_Exercise aim_
List all lines in the material below that contain "index".

_Recorded data_
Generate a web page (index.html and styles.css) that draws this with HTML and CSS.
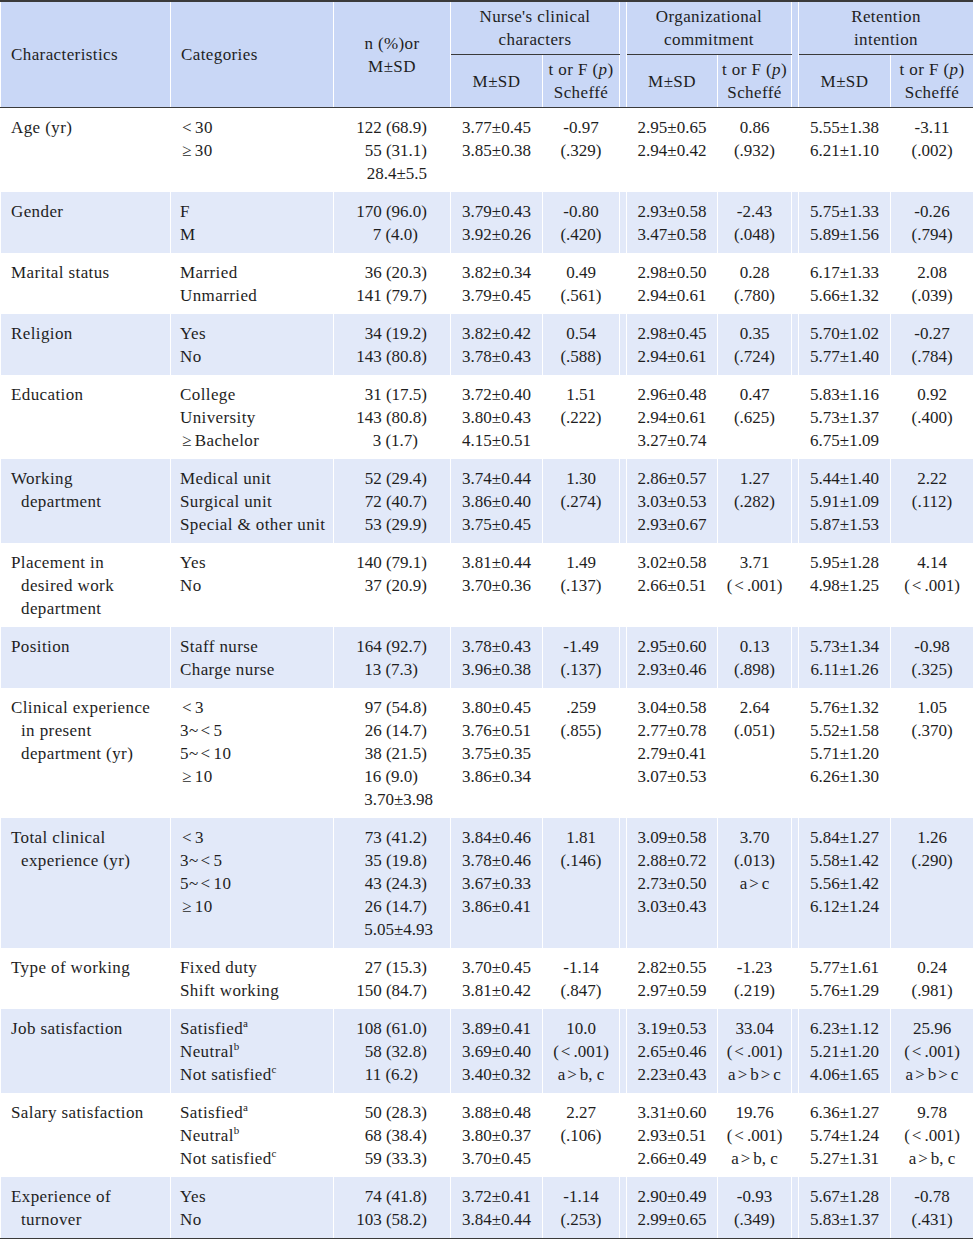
FILE: index.html
```html
<!DOCTYPE html>
<html lang="en">
<head>
<meta charset="utf-8">
<title>Table</title>
<link rel="stylesheet" href="styles.css">
</head>
<body>
<table class="tbl">
  <colgroup>
    <col class="w1"><col class="w2"><col class="w3">
    <col class="w4"><col class="w5"><col class="wg">
    <col class="w6"><col class="w7"><col class="wg">
    <col class="w8"><col class="w9">
  </colgroup>
  <thead>
    <tr class="h1">
      <th rowspan="2" class="l">Characteristics</th>
      <th rowspan="2" class="l">Categories</th>
      <th rowspan="2">n (%)or<br>M±SD</th>
      <th colspan="2" class="grp">Nurse's clinical<br>characters</th>
      <th rowspan="2" class="gap"></th>
      <th colspan="2" class="grp">Organizational<br>commitment</th>
      <th rowspan="2" class="gap"></th>
      <th colspan="2" class="grp">Retention<br>intention</th>
    </tr>
    <tr class="h2">
      <th>M±SD</th><th>t or F (<i>p</i>)<br>Scheffé</th>
      <th>M±SD</th><th>t or F (<i>p</i>)<br>Scheffé</th>
      <th>M±SD</th><th>t or F (<i>p</i>)<br>Scheffé</th>
    </tr>
  </thead>
  <tbody>
    <tr>
      <td class="ch">Age (yr)</td>
      <td class="cat"><span class="op">&lt;</span>30<br><span class="op">≥</span>30</td>
      <td class="n"><span>122 (68.9)</span><span>55 (31.1)</span><span>28.4±5.5</span></td>
      <td class="c">3.77±0.45<br>3.85±0.38</td><td class="c">-0.97<br>(.329)</td><td class="gap"></td>
      <td class="c">2.95±0.65<br>2.94±0.42</td><td class="c">0.86<br>(.932)</td><td class="gap"></td>
      <td class="c">5.55±1.38<br>6.21±1.10</td><td class="c">-3.11<br>(.002)</td>
    </tr>
    <tr class="alt">
      <td class="ch">Gender</td>
      <td class="cat">F<br>M</td>
      <td class="n"><span>170 (96.0)</span><span class="f">7 (4.0)</span></td>
      <td class="c">3.79±0.43<br>3.92±0.26</td><td class="c">-0.80<br>(.420)</td><td class="gap"></td>
      <td class="c">2.93±0.58<br>3.47±0.58</td><td class="c">-2.43<br>(.048)</td><td class="gap"></td>
      <td class="c">5.75±1.33<br>5.89±1.56</td><td class="c">-0.26<br>(.794)</td>
    </tr>
    <tr>
      <td class="ch">Marital status</td>
      <td class="cat">Married<br>Unmarried</td>
      <td class="n"><span>36 (20.3)</span><span>141 (79.7)</span></td>
      <td class="c">3.82±0.34<br>3.79±0.45</td><td class="c">0.49<br>(.561)</td><td class="gap"></td>
      <td class="c">2.98±0.50<br>2.94±0.61</td><td class="c">0.28<br>(.780)</td><td class="gap"></td>
      <td class="c">6.17±1.33<br>5.66±1.32</td><td class="c">2.08<br>(.039)</td>
    </tr>
    <tr class="alt">
      <td class="ch">Religion</td>
      <td class="cat">Yes<br>No</td>
      <td class="n"><span>34 (19.2)</span><span>143 (80.8)</span></td>
      <td class="c">3.82±0.42<br>3.78±0.43</td><td class="c">0.54<br>(.588)</td><td class="gap"></td>
      <td class="c">2.98±0.45<br>2.94±0.61</td><td class="c">0.35<br>(.724)</td><td class="gap"></td>
      <td class="c">5.70±1.02<br>5.77±1.40</td><td class="c">-0.27<br>(.784)</td>
    </tr>
    <tr>
      <td class="ch">Education</td>
      <td class="cat">College<br>University<br><span class="op">≥</span>Bachelor</td>
      <td class="n"><span>31 (17.5)</span><span>143 (80.8)</span><span class="f">3 (1.7)</span></td>
      <td class="c">3.72±0.40<br>3.80±0.43<br>4.15±0.51</td><td class="c">1.51<br>(.222)</td><td class="gap"></td>
      <td class="c">2.96±0.48<br>2.94±0.61<br>3.27±0.74</td><td class="c">0.47<br>(.625)</td><td class="gap"></td>
      <td class="c">5.83±1.16<br>5.73±1.37<br>6.75±1.09</td><td class="c">0.92<br>(.400)</td>
    </tr>
    <tr class="alt">
      <td class="ch">Working<br>department</td>
      <td class="cat">Medical unit<br>Surgical unit<br>Special &amp; other unit</td>
      <td class="n"><span>52 (29.4)</span><span>72 (40.7)</span><span>53 (29.9)</span></td>
      <td class="c">3.74±0.44<br>3.86±0.40<br>3.75±0.45</td><td class="c">1.30<br>(.274)</td><td class="gap"></td>
      <td class="c">2.86±0.57<br>3.03±0.53<br>2.93±0.67</td><td class="c">1.27<br>(.282)</td><td class="gap"></td>
      <td class="c">5.44±1.40<br>5.91±1.09<br>5.87±1.53</td><td class="c">2.22<br>(.112)</td>
    </tr>
    <tr>
      <td class="ch">Placement in<br>desired work<br>department</td>
      <td class="cat">Yes<br>No</td>
      <td class="n"><span>140 (79.1)</span><span>37 (20.9)</span></td>
      <td class="c">3.81±0.44<br>3.70±0.36</td><td class="c">1.49<br>(.137)</td><td class="gap"></td>
      <td class="c">3.02±0.58<br>2.66±0.51</td><td class="c">3.71<br>(<span class="op">&lt;</span>.001)</td><td class="gap"></td>
      <td class="c">5.95±1.28<br>4.98±1.25</td><td class="c">4.14<br>(<span class="op">&lt;</span>.001)</td>
    </tr>
    <tr class="alt">
      <td class="ch">Position</td>
      <td class="cat">Staff nurse<br>Charge nurse</td>
      <td class="n"><span>164 (92.7)</span><span class="f">13 (7.3)</span></td>
      <td class="c">3.78±0.43<br>3.96±0.38</td><td class="c">-1.49<br>(.137)</td><td class="gap"></td>
      <td class="c">2.95±0.60<br>2.93±0.46</td><td class="c">0.13<br>(.898)</td><td class="gap"></td>
      <td class="c">5.73±1.34<br>6.11±1.26</td><td class="c">-0.98<br>(.325)</td>
    </tr>
    <tr>
      <td class="ch">Clinical experience<br>in present<br>department (yr)</td>
      <td class="cat"><span class="op">&lt;</span>3<br>3~<span class="op">&lt;</span>5<br>5~<span class="op">&lt;</span>10<br><span class="op">≥</span>10</td>
      <td class="n"><span>97 (54.8)</span><span>26 (14.7)</span><span>38 (21.5)</span><span class="f">16 (9.0)</span><span class="m">3.70±3.98</span></td>
      <td class="c">3.80±0.45<br>3.76±0.51<br>3.75±0.35<br>3.86±0.34</td><td class="c">.259<br>(.855)</td><td class="gap"></td>
      <td class="c">3.04±0.58<br>2.77±0.78<br>2.79±0.41<br>3.07±0.53</td><td class="c">2.64<br>(.051)</td><td class="gap"></td>
      <td class="c">5.76±1.32<br>5.52±1.58<br>5.71±1.20<br>6.26±1.30</td><td class="c">1.05<br>(.370)</td>
    </tr>
    <tr class="alt">
      <td class="ch">Total clinical<br>experience (yr)</td>
      <td class="cat"><span class="op">&lt;</span>3<br>3~<span class="op">&lt;</span>5<br>5~<span class="op">&lt;</span>10<br><span class="op">≥</span>10</td>
      <td class="n"><span>73 (41.2)</span><span>35 (19.8)</span><span>43 (24.3)</span><span>26 (14.7)</span><span class="m">5.05±4.93</span></td>
      <td class="c">3.84±0.46<br>3.78±0.46<br>3.67±0.33<br>3.86±0.41</td><td class="c">1.81<br>(.146)</td><td class="gap"></td>
      <td class="c">3.09±0.58<br>2.88±0.72<br>2.73±0.50<br>3.03±0.43</td><td class="c">3.70<br>(.013)<br>a<span class="op">&gt;</span>c</td><td class="gap"></td>
      <td class="c">5.84±1.27<br>5.58±1.42<br>5.56±1.42<br>6.12±1.24</td><td class="c">1.26<br>(.290)</td>
    </tr>
    <tr>
      <td class="ch">Type of working</td>
      <td class="cat">Fixed duty<br>Shift working</td>
      <td class="n"><span>27 (15.3)</span><span>150 (84.7)</span></td>
      <td class="c">3.70±0.45<br>3.81±0.42</td><td class="c">-1.14<br>(.847)</td><td class="gap"></td>
      <td class="c">2.82±0.55<br>2.97±0.59</td><td class="c">-1.23<br>(.219)</td><td class="gap"></td>
      <td class="c">5.77±1.61<br>5.76±1.29</td><td class="c">0.24<br>(.981)</td>
    </tr>
    <tr class="alt">
      <td class="ch">Job satisfaction</td>
      <td class="cat">Satisfied<sup>a</sup><br>Neutral<sup>b</sup><br>Not satisfied<sup>c</sup></td>
      <td class="n"><span>108 (61.0)</span><span>58 (32.8)</span><span class="f">11 (6.2)</span></td>
      <td class="c">3.89±0.41<br>3.69±0.40<br>3.40±0.32</td><td class="c">10.0<br>(<span class="op">&lt;</span>.001)<br>a<span class="op">&gt;</span>b, c</td><td class="gap"></td>
      <td class="c">3.19±0.53<br>2.65±0.46<br>2.23±0.43</td><td class="c">33.04<br>(<span class="op">&lt;</span>.001)<br>a<span class="op">&gt;</span>b<span class="op">&gt;</span>c</td><td class="gap"></td>
      <td class="c">6.23±1.12<br>5.21±1.20<br>4.06±1.65</td><td class="c">25.96<br>(<span class="op">&lt;</span>.001)<br>a<span class="op">&gt;</span>b<span class="op">&gt;</span>c</td>
    </tr>
    <tr>
      <td class="ch">Salary satisfaction</td>
      <td class="cat">Satisfied<sup>a</sup><br>Neutral<sup>b</sup><br>Not satisfied<sup>c</sup></td>
      <td class="n"><span>50 (28.3)</span><span>68 (38.4)</span><span>59 (33.3)</span></td>
      <td class="c">3.88±0.48<br>3.80±0.37<br>3.70±0.45</td><td class="c">2.27<br>(.106)</td><td class="gap"></td>
      <td class="c">3.31±0.60<br>2.93±0.51<br>2.66±0.49</td><td class="c">19.76<br>(<span class="op">&lt;</span>.001)<br>a<span class="op">&gt;</span>b, c</td><td class="gap"></td>
      <td class="c">6.36±1.27<br>5.74±1.24<br>5.27±1.31</td><td class="c">9.78<br>(<span class="op">&lt;</span>.001)<br>a<span class="op">&gt;</span>b, c</td>
    </tr>
    <tr class="alt">
      <td class="ch">Experience of<br>turnover</td>
      <td class="cat">Yes<br>No</td>
      <td class="n"><span>74 (41.8)</span><span>103 (58.2)</span></td>
      <td class="c">3.72±0.41<br>3.84±0.44</td><td class="c">-1.14<br>(.253)</td><td class="gap"></td>
      <td class="c">2.90±0.49<br>2.99±0.65</td><td class="c">-0.93<br>(.349)</td><td class="gap"></td>
      <td class="c">5.67±1.28<br>5.83±1.37</td><td class="c">-0.78<br>(.431)</td>
    </tr>
  </tbody>
</table>
</body>
</html>
```

FILE: styles.css
```css
html, body {
  margin: 0;
  padding: 0;
  background: #ffffff;
}

.tbl {
  width: 973px;
  table-layout: fixed;
  border-collapse: collapse;
  font-family: "Liberation Serif", "Times New Roman", serif;
  font-size: 17px;
  line-height: 23px;
  color: #1e1e1e;
  border-top: 2px solid #3a3a3a;
  border-bottom: 2px solid #3a3a3a;
}

.w1 { width: 170px; }
.w2 { width: 163px; }
.w3 { width: 117px; }
.w4 { width: 92px; }
.w5 { width: 77px; }
.wg { width: 7px; }
.w6 { width: 91px; }
.w7 { width: 74px; }
.w8 { width: 92px; }
.w9 { width: 83px; }

th, td {
  border-left: 1px solid #ffffff;
  border-right: 1px solid #ffffff;
  vertical-align: top;
  padding: 8px 2px 7px;
}

thead th {
  background: #c9d7f6;
  font-weight: normal;
  text-align: center;
  vertical-align: middle;
  padding: 3px 2px;
  letter-spacing: 0.4px;
  white-space: nowrap;
}

thead th.l {
  text-align: left;
  padding-left: 10px;
}

thead tr.h2 th {
  border-bottom: 1px solid #3a3a3a;
  height: 46px;
}

thead tr.h1 th[rowspan] {
  border-bottom: 1px solid #3a3a3a;
}

thead th.grp {
  border-bottom: 1px solid #3a3a3a;
  height: 46px;
}

tbody tr.alt td {
  background: #e2e9f9;
}

td.ch {
  padding-left: 20px;
  text-indent: -10px;
  padding-right: 2px;
  letter-spacing: 0.4px;
  white-space: nowrap;
}

td.cat {
  padding-left: 9px;
  white-space: nowrap;
  letter-spacing: 0.4px;
}

td.n {
  text-align: right;
  padding-right: 23px;
}

td.n span {
  display: block;
  white-space: nowrap;
}

td.n span.f {
  padding-right: 9px;
}

td.n span.m {
  margin-right: -6px;
}

td.c {
  text-align: center;
  white-space: nowrap;
}

.op {
  display: inline-block;
  margin: 0 3px 0 2px;
}

sup {
  font-size: 11px;
  line-height: 0;
  vertical-align: 7px;
}

i {
  font-style: italic;
}
```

_Reply_
Generate a web page (index.html and styles.css) that draws this with HTML and CSS.
FILE: index.html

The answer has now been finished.